The automation to Google Play has been rock solid and reliable since using it, more so than the equivalent for iOS. At some point Apple started enforcing that build machines were registered and linked to your developer account to be able to push to TestFlight. This means you can’t use a cloud GitHub action runner and instead I need to use my own machine as a self-hosted runner. This adds extra admin and unnecessary friction to the whole process, whereas Android just looks after itself.
Porting is a game of persistence, it can be a slog at times, but if you keep on persisting, fixing the errors one by one, starting small, building outward you always get there in the end.
It can be a bit of a rollercoaster, the dopamine hits hard when some existing code “just works” or it goes smoothly because of well planned abstractions that were set in place years ago, the feeling of relief when you manage to work around some obtuse error from dependencies you have never heard of… just to be hit by crushing anxiety at the new error that appears in its place.

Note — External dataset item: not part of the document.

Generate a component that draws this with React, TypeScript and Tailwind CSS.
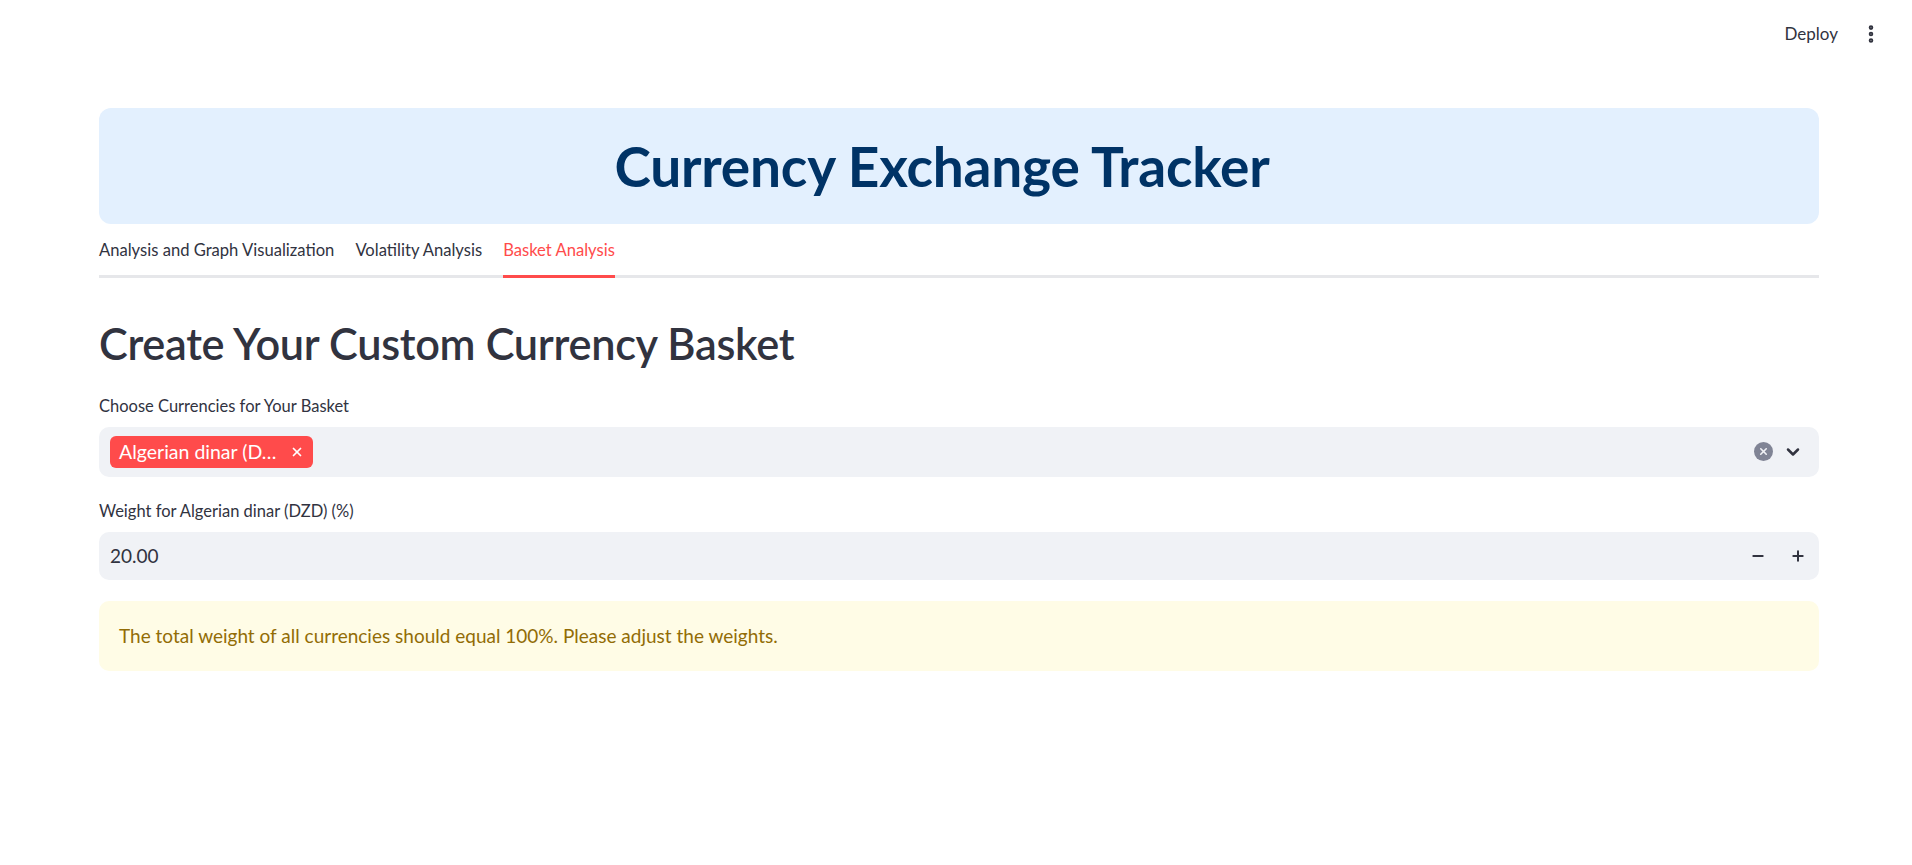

After the initial steps of friction, the setup has been incredibly fun to use and all of the extra effort required for setting up and configuring something to be not just multi-platform but seamlessly multi-platform makes me able to just dip in and out and do little bits of work flexibly. I can work on my PC and target Android with a dual monitor and more desk space. Or on macOS and target Android or iOS on my laptop, on the go or more casually.